As the Ottawa municipal election approaches on Monday, tensions between many groups and issues have surfaced as never before.
First, we have the urban, suburb and rural split. Each is debating that they don’t have enough say at city hall. Bandied about are several suggestions but none seems to have caught the voters’ imagination.
One idea creates a borough representative that would have parts of the urban, suburb and rural areas under its jurisdiction. A second idea suggests fewer councillors, but how will this increase the communication between constituents and city hall?
A third parleys the idea of council reform based on the New Hampshire House of Representatives, which has over 400 members (the state has a population slightly bigger than Ottawa), each of whom is paid an annual honourarium of $200 for their service to the state. Each takes a small role and meetings are held on evenings and weekends. Former mayors attempted to stack the council with unequal representation between rural, urban and suburban voters to no-one’s satisfaction. The debate continues.
Developer and corporations versus small business/citizens’ wellbeing is another tension on the agenda and this one is getting hot.
The latest boondoggle to grace Ottawa City Hall is the Landsdowne Park revitalization plan.
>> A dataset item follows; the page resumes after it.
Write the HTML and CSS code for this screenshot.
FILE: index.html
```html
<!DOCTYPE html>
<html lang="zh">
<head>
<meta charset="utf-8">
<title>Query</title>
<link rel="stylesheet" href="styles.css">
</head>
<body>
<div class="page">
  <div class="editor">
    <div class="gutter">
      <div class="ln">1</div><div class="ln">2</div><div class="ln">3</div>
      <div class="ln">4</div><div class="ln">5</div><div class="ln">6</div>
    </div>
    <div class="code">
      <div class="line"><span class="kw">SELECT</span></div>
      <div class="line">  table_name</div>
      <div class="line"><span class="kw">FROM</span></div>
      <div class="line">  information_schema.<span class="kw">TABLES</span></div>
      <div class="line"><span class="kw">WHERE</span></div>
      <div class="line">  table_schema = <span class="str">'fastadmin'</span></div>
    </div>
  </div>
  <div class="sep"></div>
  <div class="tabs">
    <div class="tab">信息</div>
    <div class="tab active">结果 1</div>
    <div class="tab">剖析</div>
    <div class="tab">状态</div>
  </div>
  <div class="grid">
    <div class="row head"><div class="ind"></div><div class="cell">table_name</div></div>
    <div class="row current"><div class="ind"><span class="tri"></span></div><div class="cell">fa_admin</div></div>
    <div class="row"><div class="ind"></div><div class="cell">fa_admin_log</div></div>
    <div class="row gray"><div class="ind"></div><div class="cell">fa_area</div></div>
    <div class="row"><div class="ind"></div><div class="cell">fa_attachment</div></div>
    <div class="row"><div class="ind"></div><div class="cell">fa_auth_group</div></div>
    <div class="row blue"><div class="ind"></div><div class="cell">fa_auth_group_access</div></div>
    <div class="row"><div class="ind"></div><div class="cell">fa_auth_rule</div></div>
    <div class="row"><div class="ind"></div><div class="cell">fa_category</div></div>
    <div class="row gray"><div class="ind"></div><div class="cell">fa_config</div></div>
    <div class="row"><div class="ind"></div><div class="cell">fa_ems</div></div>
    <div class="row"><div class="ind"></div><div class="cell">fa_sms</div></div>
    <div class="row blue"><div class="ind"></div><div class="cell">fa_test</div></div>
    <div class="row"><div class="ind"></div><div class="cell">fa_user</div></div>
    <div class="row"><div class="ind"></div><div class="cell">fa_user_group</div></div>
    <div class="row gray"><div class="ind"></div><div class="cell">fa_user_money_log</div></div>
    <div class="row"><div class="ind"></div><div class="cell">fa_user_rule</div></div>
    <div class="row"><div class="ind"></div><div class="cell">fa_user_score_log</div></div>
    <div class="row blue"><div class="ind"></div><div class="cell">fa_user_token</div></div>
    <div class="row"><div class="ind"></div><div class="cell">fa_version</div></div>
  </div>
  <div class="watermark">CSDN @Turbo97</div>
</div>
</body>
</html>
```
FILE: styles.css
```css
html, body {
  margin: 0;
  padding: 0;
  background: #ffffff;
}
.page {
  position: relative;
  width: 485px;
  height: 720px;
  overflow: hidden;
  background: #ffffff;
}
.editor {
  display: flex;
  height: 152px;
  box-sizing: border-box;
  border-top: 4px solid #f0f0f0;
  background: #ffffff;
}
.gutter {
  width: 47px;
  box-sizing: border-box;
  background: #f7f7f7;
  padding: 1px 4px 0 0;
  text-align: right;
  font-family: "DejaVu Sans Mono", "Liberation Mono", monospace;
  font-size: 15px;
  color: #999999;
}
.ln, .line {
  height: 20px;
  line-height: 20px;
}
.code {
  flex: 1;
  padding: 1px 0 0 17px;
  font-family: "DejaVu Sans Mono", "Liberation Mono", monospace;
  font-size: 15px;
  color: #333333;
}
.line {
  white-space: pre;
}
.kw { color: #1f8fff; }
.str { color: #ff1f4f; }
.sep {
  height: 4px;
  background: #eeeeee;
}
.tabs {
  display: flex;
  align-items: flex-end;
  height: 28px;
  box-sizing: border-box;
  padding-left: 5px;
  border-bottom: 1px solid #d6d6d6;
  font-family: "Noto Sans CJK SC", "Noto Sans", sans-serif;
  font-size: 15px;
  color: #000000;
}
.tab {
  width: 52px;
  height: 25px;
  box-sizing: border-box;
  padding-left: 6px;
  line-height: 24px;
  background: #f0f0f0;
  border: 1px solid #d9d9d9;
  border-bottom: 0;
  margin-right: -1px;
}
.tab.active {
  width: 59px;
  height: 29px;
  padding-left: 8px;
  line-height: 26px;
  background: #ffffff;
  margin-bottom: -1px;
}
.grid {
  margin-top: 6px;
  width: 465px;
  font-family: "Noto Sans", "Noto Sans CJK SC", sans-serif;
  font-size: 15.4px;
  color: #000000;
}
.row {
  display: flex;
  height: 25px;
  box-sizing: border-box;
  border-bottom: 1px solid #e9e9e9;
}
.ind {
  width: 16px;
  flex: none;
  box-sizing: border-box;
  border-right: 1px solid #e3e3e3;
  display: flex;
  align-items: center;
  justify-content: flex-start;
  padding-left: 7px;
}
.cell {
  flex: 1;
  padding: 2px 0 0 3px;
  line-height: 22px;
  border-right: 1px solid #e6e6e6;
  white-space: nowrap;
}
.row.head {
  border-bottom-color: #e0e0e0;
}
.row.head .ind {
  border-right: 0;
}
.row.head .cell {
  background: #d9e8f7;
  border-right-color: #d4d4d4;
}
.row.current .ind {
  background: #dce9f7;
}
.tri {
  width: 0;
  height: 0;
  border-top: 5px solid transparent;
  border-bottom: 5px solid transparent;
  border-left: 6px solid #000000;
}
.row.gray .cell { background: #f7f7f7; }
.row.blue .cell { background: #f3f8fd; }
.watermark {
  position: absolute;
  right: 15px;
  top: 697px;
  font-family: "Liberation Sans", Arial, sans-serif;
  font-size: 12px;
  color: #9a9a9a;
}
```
Based on one uninvited bid by a group of developers, this plan has mushroomed into a phase 1 project which the consortium hopes the new council will approve in November, right after the elections. It didn’t seem to matter that it was one bidder, that the developers plan to put in a shopping mall, as well as remove a City park to build private condos, that the lease was a sweet deal or that local small businesses along Bank Street in the Glebe and Ottawa South were against it. The only councillor that has challenged the developers consistently is Clive Doucet who is running for mayor and who vows to review the process before anything goes ahead.
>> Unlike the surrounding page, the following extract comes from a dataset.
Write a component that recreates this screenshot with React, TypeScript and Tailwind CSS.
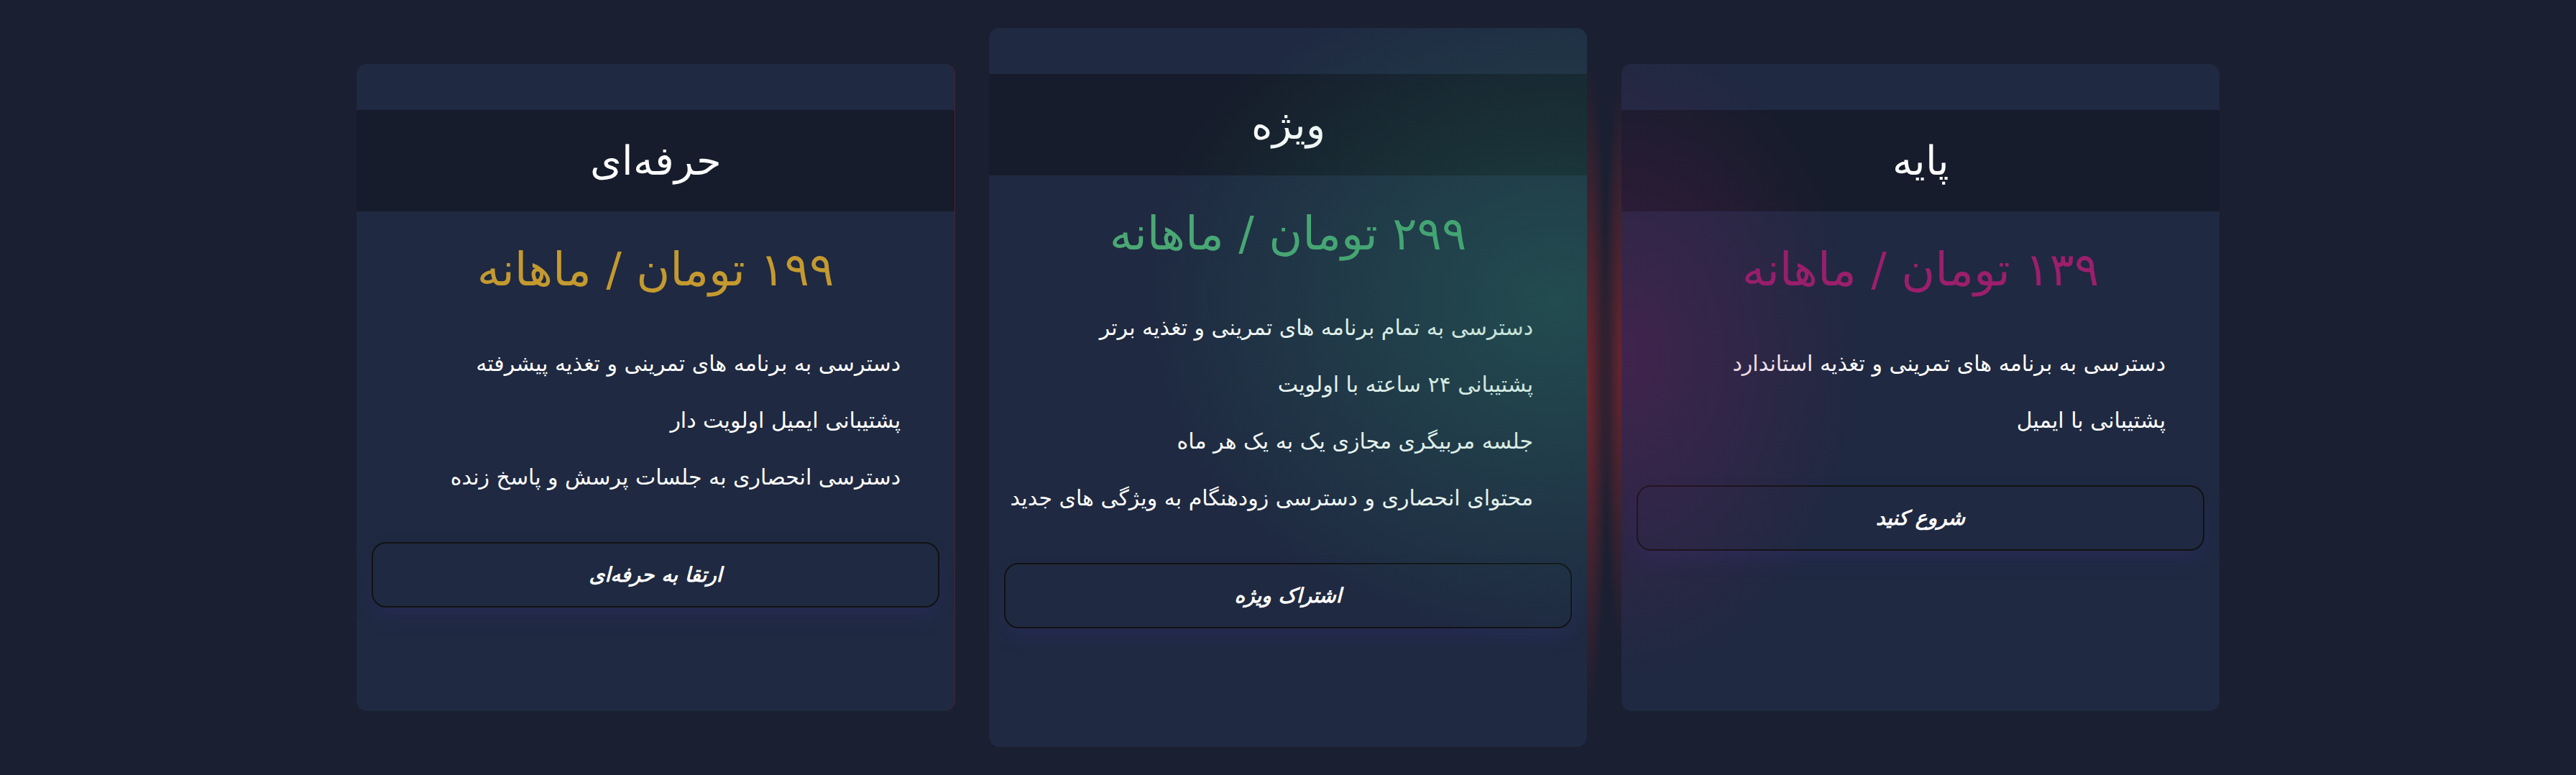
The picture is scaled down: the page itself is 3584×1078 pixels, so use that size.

In just about every ward there has been infractions by developers that have contravened the Planning Act. Developers are getting their way whether it is to increase height restrictions, or densities or traffic patterns that contravene the established planning guidelines. Why does Ottawa have a plan if it is not adhered too?
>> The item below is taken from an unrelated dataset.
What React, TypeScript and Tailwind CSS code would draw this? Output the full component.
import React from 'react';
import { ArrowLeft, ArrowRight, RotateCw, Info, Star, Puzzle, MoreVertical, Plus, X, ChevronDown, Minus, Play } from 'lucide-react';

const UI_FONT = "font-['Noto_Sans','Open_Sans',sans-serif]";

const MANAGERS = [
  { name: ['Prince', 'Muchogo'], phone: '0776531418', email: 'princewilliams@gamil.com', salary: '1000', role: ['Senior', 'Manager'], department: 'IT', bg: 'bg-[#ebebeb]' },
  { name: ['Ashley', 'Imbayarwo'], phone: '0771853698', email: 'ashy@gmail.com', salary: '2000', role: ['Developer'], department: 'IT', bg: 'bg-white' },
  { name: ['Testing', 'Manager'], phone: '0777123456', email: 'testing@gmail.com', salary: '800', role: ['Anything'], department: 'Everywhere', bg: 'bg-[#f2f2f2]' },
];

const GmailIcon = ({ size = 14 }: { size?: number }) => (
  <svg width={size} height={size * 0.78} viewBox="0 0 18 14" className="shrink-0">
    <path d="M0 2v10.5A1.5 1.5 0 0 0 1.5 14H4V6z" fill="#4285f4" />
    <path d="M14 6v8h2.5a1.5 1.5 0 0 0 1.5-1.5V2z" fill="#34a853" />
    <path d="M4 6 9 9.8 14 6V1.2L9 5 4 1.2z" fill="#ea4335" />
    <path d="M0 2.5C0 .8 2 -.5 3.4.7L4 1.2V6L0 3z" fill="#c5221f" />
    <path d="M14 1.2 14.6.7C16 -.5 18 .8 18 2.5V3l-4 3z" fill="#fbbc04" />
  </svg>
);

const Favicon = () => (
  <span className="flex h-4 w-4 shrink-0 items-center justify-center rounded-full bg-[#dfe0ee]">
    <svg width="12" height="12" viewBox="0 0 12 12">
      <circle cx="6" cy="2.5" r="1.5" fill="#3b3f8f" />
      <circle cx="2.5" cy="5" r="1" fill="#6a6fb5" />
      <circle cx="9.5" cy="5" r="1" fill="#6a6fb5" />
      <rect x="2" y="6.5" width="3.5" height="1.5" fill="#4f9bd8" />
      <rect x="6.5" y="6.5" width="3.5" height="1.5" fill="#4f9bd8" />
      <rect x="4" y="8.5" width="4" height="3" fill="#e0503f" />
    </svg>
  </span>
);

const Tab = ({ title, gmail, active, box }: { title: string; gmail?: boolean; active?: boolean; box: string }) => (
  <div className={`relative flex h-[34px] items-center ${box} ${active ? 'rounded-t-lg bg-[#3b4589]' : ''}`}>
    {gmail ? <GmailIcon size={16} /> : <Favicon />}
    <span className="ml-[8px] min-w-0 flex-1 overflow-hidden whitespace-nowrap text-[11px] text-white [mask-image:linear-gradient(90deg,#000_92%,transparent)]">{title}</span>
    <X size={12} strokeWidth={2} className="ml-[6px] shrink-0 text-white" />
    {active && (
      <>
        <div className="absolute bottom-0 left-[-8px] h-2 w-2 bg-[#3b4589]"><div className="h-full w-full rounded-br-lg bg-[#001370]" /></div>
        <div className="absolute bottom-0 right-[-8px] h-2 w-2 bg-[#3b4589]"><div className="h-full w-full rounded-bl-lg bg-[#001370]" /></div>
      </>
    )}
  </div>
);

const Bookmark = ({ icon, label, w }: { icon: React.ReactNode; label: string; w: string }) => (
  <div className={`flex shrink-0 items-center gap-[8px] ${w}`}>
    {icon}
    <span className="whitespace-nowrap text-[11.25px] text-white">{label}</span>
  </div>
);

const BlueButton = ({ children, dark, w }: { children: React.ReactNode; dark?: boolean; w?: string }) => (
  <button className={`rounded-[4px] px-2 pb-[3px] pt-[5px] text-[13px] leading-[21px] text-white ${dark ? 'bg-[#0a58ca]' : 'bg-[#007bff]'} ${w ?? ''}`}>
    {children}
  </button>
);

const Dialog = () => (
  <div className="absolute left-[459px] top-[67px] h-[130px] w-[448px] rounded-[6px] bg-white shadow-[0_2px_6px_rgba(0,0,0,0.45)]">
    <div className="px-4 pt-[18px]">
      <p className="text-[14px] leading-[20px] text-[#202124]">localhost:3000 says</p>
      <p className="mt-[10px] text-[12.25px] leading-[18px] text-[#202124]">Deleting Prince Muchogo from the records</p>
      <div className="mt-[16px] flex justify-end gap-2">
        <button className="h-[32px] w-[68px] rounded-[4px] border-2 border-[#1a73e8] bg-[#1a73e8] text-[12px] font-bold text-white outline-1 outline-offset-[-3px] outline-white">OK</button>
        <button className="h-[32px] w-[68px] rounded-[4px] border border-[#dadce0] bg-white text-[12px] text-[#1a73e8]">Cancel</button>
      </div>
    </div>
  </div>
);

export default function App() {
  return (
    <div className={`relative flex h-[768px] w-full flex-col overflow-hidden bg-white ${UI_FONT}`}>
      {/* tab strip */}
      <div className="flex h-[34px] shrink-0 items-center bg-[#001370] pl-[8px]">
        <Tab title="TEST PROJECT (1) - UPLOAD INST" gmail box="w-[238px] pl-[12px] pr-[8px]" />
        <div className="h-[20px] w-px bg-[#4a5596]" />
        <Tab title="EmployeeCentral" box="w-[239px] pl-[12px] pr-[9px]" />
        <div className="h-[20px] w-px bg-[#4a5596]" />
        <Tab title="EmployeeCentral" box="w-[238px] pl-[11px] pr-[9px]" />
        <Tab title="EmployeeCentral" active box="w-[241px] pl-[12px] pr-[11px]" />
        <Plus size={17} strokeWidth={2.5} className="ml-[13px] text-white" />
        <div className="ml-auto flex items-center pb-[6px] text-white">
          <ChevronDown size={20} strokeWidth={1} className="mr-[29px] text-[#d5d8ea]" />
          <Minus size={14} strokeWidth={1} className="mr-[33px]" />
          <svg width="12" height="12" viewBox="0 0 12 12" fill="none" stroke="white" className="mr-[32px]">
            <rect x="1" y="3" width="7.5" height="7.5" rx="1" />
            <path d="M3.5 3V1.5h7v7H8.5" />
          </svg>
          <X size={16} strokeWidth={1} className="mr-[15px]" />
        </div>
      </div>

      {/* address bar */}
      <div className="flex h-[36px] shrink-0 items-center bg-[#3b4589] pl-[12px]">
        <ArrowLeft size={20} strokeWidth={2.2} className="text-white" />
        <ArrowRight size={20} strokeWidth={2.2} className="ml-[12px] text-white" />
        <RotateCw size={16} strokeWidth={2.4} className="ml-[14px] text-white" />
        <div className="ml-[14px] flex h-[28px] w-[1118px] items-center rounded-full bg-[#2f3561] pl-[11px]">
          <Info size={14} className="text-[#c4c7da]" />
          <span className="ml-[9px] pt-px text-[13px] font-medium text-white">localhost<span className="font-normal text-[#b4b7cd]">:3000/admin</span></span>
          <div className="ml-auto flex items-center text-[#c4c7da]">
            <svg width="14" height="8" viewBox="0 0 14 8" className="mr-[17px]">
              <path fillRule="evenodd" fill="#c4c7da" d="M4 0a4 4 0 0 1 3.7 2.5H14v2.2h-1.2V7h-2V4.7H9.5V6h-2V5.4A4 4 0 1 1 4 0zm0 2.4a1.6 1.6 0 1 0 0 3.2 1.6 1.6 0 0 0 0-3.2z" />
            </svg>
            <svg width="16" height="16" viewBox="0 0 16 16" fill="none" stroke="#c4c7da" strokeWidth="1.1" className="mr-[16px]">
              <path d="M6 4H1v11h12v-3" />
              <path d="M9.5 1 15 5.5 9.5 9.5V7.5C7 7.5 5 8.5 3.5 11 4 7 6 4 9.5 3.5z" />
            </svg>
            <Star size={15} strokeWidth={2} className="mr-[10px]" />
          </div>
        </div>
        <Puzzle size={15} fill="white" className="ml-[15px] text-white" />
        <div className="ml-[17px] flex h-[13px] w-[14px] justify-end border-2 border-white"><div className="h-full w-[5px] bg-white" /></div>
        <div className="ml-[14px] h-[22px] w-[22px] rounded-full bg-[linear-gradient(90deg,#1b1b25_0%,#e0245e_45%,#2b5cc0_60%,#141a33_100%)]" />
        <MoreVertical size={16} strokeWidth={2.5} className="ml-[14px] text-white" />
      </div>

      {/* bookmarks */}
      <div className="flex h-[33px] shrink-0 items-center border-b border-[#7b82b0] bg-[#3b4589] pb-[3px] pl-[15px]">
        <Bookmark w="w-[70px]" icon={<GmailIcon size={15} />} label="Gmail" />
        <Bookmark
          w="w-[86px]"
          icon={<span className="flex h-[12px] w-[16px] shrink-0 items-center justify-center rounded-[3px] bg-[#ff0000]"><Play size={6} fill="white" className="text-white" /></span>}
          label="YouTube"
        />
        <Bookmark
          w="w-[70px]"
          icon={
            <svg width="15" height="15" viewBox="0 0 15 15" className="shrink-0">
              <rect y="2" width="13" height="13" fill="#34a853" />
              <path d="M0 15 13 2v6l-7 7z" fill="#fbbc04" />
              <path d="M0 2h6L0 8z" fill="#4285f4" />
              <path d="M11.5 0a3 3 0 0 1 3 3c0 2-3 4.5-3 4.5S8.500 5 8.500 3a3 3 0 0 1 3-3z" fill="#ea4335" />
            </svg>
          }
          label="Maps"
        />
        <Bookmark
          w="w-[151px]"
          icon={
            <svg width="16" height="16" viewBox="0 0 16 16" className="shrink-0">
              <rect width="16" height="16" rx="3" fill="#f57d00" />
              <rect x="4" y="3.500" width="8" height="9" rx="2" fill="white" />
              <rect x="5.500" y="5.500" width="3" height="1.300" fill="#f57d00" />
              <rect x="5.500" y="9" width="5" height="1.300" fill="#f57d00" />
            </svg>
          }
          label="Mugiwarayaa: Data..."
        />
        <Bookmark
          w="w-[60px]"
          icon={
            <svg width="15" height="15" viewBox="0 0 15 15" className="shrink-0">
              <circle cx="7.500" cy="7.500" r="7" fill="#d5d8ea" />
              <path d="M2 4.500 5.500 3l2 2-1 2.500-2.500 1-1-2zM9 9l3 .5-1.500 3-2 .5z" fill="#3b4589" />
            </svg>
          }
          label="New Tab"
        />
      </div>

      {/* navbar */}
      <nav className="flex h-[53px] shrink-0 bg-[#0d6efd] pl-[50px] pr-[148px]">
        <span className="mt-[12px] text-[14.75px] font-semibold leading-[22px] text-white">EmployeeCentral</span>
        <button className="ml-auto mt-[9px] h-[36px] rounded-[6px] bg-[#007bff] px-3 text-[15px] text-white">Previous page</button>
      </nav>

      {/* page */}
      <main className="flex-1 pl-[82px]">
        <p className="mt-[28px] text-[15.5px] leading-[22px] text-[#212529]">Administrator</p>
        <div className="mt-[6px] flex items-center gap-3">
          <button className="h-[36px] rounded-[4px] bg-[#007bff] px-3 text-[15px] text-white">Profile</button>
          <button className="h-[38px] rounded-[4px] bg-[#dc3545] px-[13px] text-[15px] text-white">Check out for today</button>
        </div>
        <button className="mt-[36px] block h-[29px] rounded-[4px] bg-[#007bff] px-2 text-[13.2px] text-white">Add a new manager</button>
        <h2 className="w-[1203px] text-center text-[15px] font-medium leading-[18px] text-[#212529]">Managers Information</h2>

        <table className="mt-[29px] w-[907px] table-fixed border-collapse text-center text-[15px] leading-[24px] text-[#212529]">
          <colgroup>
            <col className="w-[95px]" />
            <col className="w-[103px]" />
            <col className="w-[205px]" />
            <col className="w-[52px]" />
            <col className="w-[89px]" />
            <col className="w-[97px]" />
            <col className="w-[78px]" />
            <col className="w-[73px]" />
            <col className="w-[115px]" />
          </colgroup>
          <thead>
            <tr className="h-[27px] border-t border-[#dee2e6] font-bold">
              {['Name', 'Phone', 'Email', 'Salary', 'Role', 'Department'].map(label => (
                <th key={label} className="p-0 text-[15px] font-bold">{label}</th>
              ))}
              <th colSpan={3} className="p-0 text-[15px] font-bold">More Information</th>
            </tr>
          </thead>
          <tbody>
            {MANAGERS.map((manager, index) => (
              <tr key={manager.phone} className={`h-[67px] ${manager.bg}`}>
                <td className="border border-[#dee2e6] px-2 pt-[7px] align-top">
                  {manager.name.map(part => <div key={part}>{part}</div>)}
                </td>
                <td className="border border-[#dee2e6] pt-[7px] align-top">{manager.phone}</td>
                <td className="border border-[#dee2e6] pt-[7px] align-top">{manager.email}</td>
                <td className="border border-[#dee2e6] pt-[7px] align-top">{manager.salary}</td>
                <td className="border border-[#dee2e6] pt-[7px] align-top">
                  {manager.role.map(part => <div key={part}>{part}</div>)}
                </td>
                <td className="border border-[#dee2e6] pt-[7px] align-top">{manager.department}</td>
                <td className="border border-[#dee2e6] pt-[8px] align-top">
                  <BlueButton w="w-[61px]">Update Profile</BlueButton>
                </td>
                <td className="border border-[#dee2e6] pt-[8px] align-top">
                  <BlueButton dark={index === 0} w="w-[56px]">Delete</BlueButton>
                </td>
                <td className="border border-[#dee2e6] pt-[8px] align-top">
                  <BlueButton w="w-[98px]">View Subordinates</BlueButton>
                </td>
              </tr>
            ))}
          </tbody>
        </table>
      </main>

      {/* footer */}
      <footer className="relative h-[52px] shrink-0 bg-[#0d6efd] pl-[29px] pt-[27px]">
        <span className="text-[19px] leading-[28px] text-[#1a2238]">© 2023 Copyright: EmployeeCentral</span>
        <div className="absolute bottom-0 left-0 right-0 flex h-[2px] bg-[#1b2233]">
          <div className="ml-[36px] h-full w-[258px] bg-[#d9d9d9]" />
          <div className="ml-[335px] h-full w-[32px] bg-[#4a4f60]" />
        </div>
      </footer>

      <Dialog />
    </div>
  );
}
One of the bigger malcontents is the way the mass transit system has been aborted despite the installation of the demonstration O-Train, a light rail transit (LRT) system, several years ago, running from Lebreton Flats near the Ottawa River and heading south through Carleton University to its end in South Keys. The last LRT system plan, under Mayor Larry O’Brien was cancelled, at a cost of approximated $37 million in penalties.
The tension that surfaces here is the plan favoured by O’Brien and mayoral candidate Jim Watson for a tunnel through the rock-based downtown core which has a price tag of $2 billion to $3 billion and will take upteen years to complete, versus a light rail system proposed by supporters of candidate Clive Doucet, which he says will be East-West and North-South as well as to Gatineau, completed in four years at a much reduced cost. It is interesting to note that the O’Brien and Watson campaigns accept developer and union donations while Doucet does not.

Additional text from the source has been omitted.